**Exercise**.
Find the word "components" in the material below and gather every line that contains it.

=====

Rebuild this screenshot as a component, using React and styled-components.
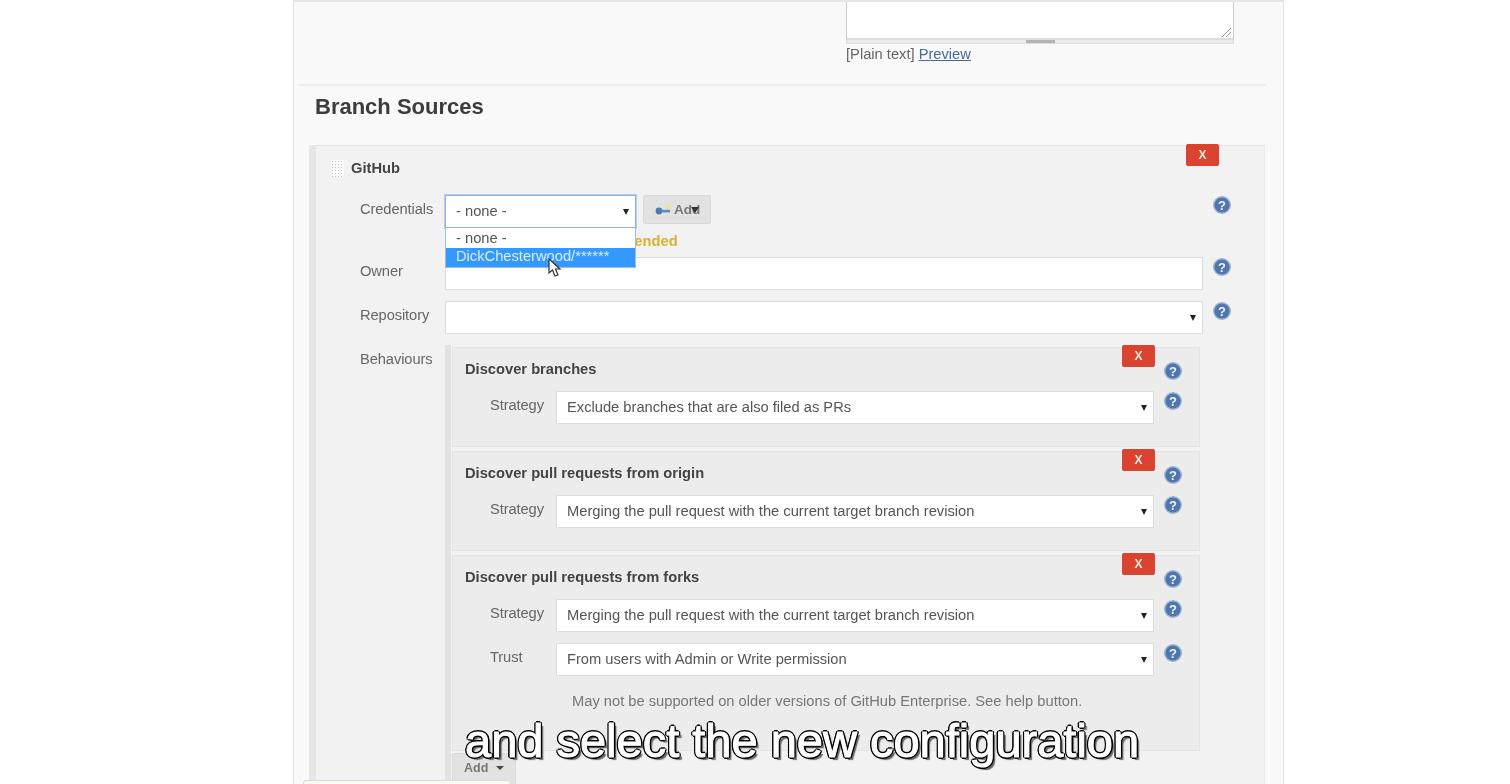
import React from 'react';
import styled, { createGlobalStyle } from 'styled-components';

const GlobalStyle = createGlobalStyle`
  html, body { margin: 0; padding: 0; background: #fff; }
  body { font-family: "Liberation Sans", Arial, sans-serif; font-size: 14.7px; color: #555; }
  * { box-sizing: border-box; }
`;

const Page = styled.div`
  position: relative;
  width: 1510px;
  height: 784px;
  overflow: hidden;
  background: #fff;
`;

const Frame = styled.div`
  width: 991px;
  height: 784px;
  margin-left: 293px;
  padding-left: 5px;
  overflow: hidden;
  background: #f9f9f9;
  border-left: 1px solid #e2e2e2;
  border-right: 1px solid #e2e2e2;
  border-top: 2px solid #e6e6e6;
  filter: blur(0.7px);
`;

const Description = styled.div`
  width: 388px;
  margin-left: 547px;
`;

const TextArea = styled.div`
  position: relative;
  height: 37px;
  background: #fff;
  border: 1px solid #ccc;
  border-top: none;
  border-bottom: none;
  box-shadow: inset 0 -1px 0 #ddd;
`;

const ResizeMark = styled.svg`
  position: absolute;
  right: 1px;
  bottom: 1px;
  width: 11px;
  height: 11px;
`;

const Grippie = styled.div`
  display: flex;
  justify-content: center;
  height: 5px;
  background: #ececec;
  border: 1px solid #ddd;
  &::after {
    content: '';
    width: 29px;
    height: 3px;
    background: #b4b4b4;
  }
`;

const PreviewLine = styled.div`
  margin-top: 2px;
  line-height: 16px;
  color: #666;
`;

const PreviewLink = styled.a`
  color: #47699b;
  text-decoration: underline;
`;

const Divider = styled.hr`
  width: 967px;
  height: 2px;
  margin: 22px 0 0;
  border: none;
  background: #eeeeee;
`;

const SectionTitle = styled.h2`
  margin: 7px 0 0 16px;
  font-size: 22px;
  line-height: 28px;
  font-weight: 700;
  color: #3c3c3c;
`;

const SourceOuter = styled.div`
  width: 956px;
  margin: 24px 0 0 10px;
  border-left: 7px solid #e6e6e6;
`;

const Source = styled.div`
  position: relative;
  height: 700px;
  padding: 13px 33px 0 15px;
  background: #f2f2f2;
  border-top: 1px solid #e3e3e3;
  border-right: 1px solid #ebebeb;
`;

const DeleteButton = styled.button`
  position: absolute;
  top: ${p => p.$top}px;
  right: ${p => p.$right}px;
  width: 33px;
  height: 22px;
  padding: 0;
  border: none;
  border-radius: 2px;
  background: #d9432f;
  color: #fbe6e0;
  font-family: inherit;
  font-size: 12px;
  font-weight: 700;
`;

const SourceHeader = styled.div`
  display: flex;
  align-items: center;
  gap: 7px;
  height: 18px;
  font-weight: 700;
  color: #444;
`;

const Grip = styled.div`
  width: 13px;
  height: 17px;
  background-color: #fafafa;
  background-image: radial-gradient(circle, #c4c4c4 0.8px, transparent 0.9px);
  background-size: 3px 3px;
`;

const FormGrid = styled.div`
  display: grid;
  grid-template-columns: ${p => p.$label}px 1fr 28px;
  row-gap: 11px;
  margin-left: ${p => p.$indent}px;
  margin-top: ${p => p.$top}px;
`;

const Label = styled.div`
  padding-top: 6px;
  line-height: 16px;
  color: #666;
  letter-spacing: -0.1px;
`;

const HelpCell = styled.div`
  display: flex;
  padding: 1px 0 0 10px;
`;

const SelectBox = styled.div`
  position: relative;
  display: flex;
  align-items: center;
  height: 33px;
  padding: 0 0 1px 10px;
  width: ${p => (p.$width ? `${p.$width}px` : 'auto')};
  background: #fff;
  border: 1px solid ${p => (p.$focused ? '#8fb4e0' : '#ddd')};
  box-shadow: ${p => (p.$focused ? '0 0 0 1px #b4cdec' : 'none')};
  color: #555;
  &::after {
    content: '';
    display: ${p => (p.$noCaret ? 'none' : 'block')};
    position: absolute;
    right: 6px;
    top: 13px;
    border-left: 3.5px solid transparent;
    border-right: 3.5px solid transparent;
    border-top: 6px solid #222;
  }
`;

const CredentialRow = styled.div`
  position: relative;
  display: flex;
  flex-wrap: wrap;
  gap: 0 7px;
`;

const AddCredential = styled.button`
  display: flex;
  align-items: center;
  gap: 3px;
  width: 68px;
  height: 29px;
  padding: 0 0 0 11px;
  background: #e2e2e2;
  border: 1px solid #d9d9d9;
  border-radius: 2px;
  font-family: inherit;
  font-size: 13.5px;
  font-weight: 700;
  color: #777;
`;

const InlineCaret = styled.span`
  width: 0;
  margin-left: -12px;
  border-left: 4px solid transparent;
  border-right: 4px solid transparent;
  border-top: 6px solid #333;
`;

const Warning = styled.div`
  flex-basis: 100%;
  height: 18px;
  padding: 5px 0 0 22px;
  line-height: 16px;
  font-weight: 700;
  white-space: nowrap;
  color: #d9b030;
`;

const Menu = styled.div`
  position: absolute;
  top: 33px;
  left: 0;
  width: 191px;
  background: #fff;
  border: 1px solid #9dbde6;
  border-top: none;
  z-index: 2;
`;

const MenuItem = styled.div`
  height: ${p => (p.$active ? 19 : 20)}px;
  padding-left: 10px;
  line-height: ${p => (p.$active ? 17 : 20)}px;
  background: ${p => (p.$active ? '#3399ff' : '#fff')};
  color: ${p => (p.$active ? '#dcecff' : '#555')};
`;

const Pointer = styled.svg`
  position: absolute;
  left: 103px;
  top: 63px;
  width: 14px;
  height: 20px;
  z-index: 3;
`;

const BehaviourPanel = styled.div`
  grid-column: 2 / 4;
  width: 755px;
  padding-top: 2px;
  padding-left: 1px;
  border-left: 6px solid #e2e2e2;
`;

const Behaviour = styled.div`
  position: relative;
  height: ${p => p.$height}px;
  margin-bottom: 4px;
  padding: 12px 17px 0 12px;
  background: #ececec;
  border: 1px solid #e4e4e4;
`;

const BehaviourTitle = styled.div`
  display: flex;
  justify-content: space-between;
  height: 18px;
  line-height: 18px;
  font-weight: 700;
  color: #444;
`;

const TitleHelp = styled.div`
  margin-top: 2px;
`;

const Note = styled.div`
  grid-column: 2 / 4;
  margin-top: 6px;
  padding-left: 16px;
  line-height: 16px;
  color: #777;
`;

const AddButton = styled.button`
  display: flex;
  align-items: center;
  gap: 8px;
  width: 64px;
  height: 34px;
  margin-top: -2px;
  padding: 0 0 4px 11px;
  background: #e2e2e2;
  border: 1px solid #dadada;
  border-radius: 2px;
  font-family: inherit;
  font-size: 12.5px;
  font-weight: 700;
  color: #777;
  &::after {
    content: '';
    border-left: 4px solid transparent;
    border-right: 4px solid transparent;
    border-top: 4px solid #444;
  }
`;

const Notice = styled.div`
  position: absolute;
  left: 303px;
  top: 780px;
  width: 208px;
  height: 20px;
  background: #f6fbf3;
  border: 1px solid #cfe3c6;
  border-radius: 3px;
`;

const Caption = styled.div`
  position: absolute;
  left: 465px;
  top: 714px;
  font-family: "Liberation Sans", Arial, sans-serif;
  font-size: 47px;
  line-height: 54px;
  white-space: nowrap;
  color: #fff;
  -webkit-text-stroke: 1px #fff;
  text-shadow:
    -1.8px 0 0 #000, 1.8px 0 0 #000, 0 -1.8px 0 #000, 0 1.8px 0 #000,
    -1.4px -1.4px 0 #000, 1.4px -1.4px 0 #000, -1.4px 1.4px 0 #000, 1.4px 1.4px 0 #000,
    3px 3px 1px #666;
  filter: blur(0.2px);
`;

const HelpIcon = () => (
  <svg width="18" height="18" viewBox="0 0 18 18">
    <circle cx="9" cy="9" r="9" fill="#9db3d3" />
    <circle cx="9" cy="9" r="7.6" fill="#4f76ad" />
    <text x="9" y="13.6" textAnchor="middle" fontFamily="Liberation Sans" fontSize="13" fontWeight="700" fill="#eef3fa">?</text>
  </svg>
);

const KeyIcon = () => (
  <svg width="16" height="12" viewBox="0 0 16 12">
    <circle cx="4" cy="7" r="3.4" fill="#4a7bb0" />
    <rect x="6" y="5.8" width="9" height="2.6" fill="#5e8cb8" />
    <circle cx="12.5" cy="2.5" r="2" fill="#f2e27a" />
  </svg>
);

const Row = ({ label, value }) => (
  <>
    <Label>{label}</Label>
    <SelectBox>{value}</SelectBox>
    <HelpCell><HelpIcon /></HelpCell>
  </>
);

const MERGE = 'Merging the pull request with the current target branch revision';

const BehaviourBlock = ({ title, height, children }) => (
  <Behaviour $height={height}>
    <DeleteButton $top={-3} $right={44}>X</DeleteButton>
    <BehaviourTitle>
      {title}
      <TitleHelp><HelpIcon /></TitleHelp>
    </BehaviourTitle>
    <FormGrid $label={66} $indent={25} $top={13}>{children}</FormGrid>
  </Behaviour>
);

const App = () => (
  <Page>
    <GlobalStyle />
    <Frame>
      <Description>
        <TextArea>
          <ResizeMark viewBox="0 0 11 11">
            <path d="M1 10 L10 1 M5 10 L10 5" stroke="#999" strokeWidth="1" />
          </ResizeMark>
        </TextArea>
        <Grippie />
        <PreviewLine>[Plain text] <PreviewLink>Preview</PreviewLink></PreviewLine>
      </Description>
      <Divider />
      <SectionTitle>Branch Sources</SectionTitle>
      <SourceOuter>
        <Source>
          <DeleteButton $top={-2} $right={45}>X</DeleteButton>
          <SourceHeader><Grip />GitHub</SourceHeader>
          <FormGrid $label={85} $indent={29} $top={18}>
            <Label>Credentials</Label>
            <CredentialRow>
              <SelectBox $width={191} $focused>- none -</SelectBox>
              <AddCredential><KeyIcon />Add<InlineCaret /></AddCredential>
              <Warning>Credentials are recommended</Warning>
              <Menu>
                <MenuItem>- none -</MenuItem>
                <MenuItem $active>DickChesterwood/******</MenuItem>
              </Menu>
              <Pointer viewBox="0 0 14 20">
                <path d="M1 1 L1 15 L4.5 12 L7 18 L10 17 L7.5 11 L12 11 Z" fill="#fff" stroke="#333" strokeWidth="1.2" />
              </Pointer>
            </CredentialRow>
            <HelpCell><HelpIcon /></HelpCell>

            <Label>Owner</Label>
            <SelectBox $noCaret />
            <HelpCell><HelpIcon /></HelpCell>

            <Row label="Repository" />

            <Label>Behaviours</Label>
            <BehaviourPanel>
              <BehaviourBlock title="Discover branches" height={100}>
                <Row label="Strategy" value="Exclude branches that are also filed as PRs" />
              </BehaviourBlock>
              <BehaviourBlock title="Discover pull requests from origin" height={100}>
                <Row label="Strategy" value={MERGE} />
              </BehaviourBlock>
              <BehaviourBlock title="Discover pull requests from forks" height={196}>
                <Row label="Strategy" value={MERGE} />
                <Row label="Trust" value="From users with Admin or Write permission" />
                <Label />
                <Note>May not be supported on older versions of GitHub Enterprise. See help button.</Note>
              </BehaviourBlock>
              <AddButton>Add</AddButton>
            </BehaviourPanel>
          </FormGrid>
        </Source>
      </SourceOuter>
    </Frame>
    <Notice />
    <Caption>and select the new configuration</Caption>
  </Page>
);

export default App;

=====

**Response below**.
Rebuild this screenshot as a component, using React and styled-components.
import styled, { createGlobalStyle } from 'styled-components';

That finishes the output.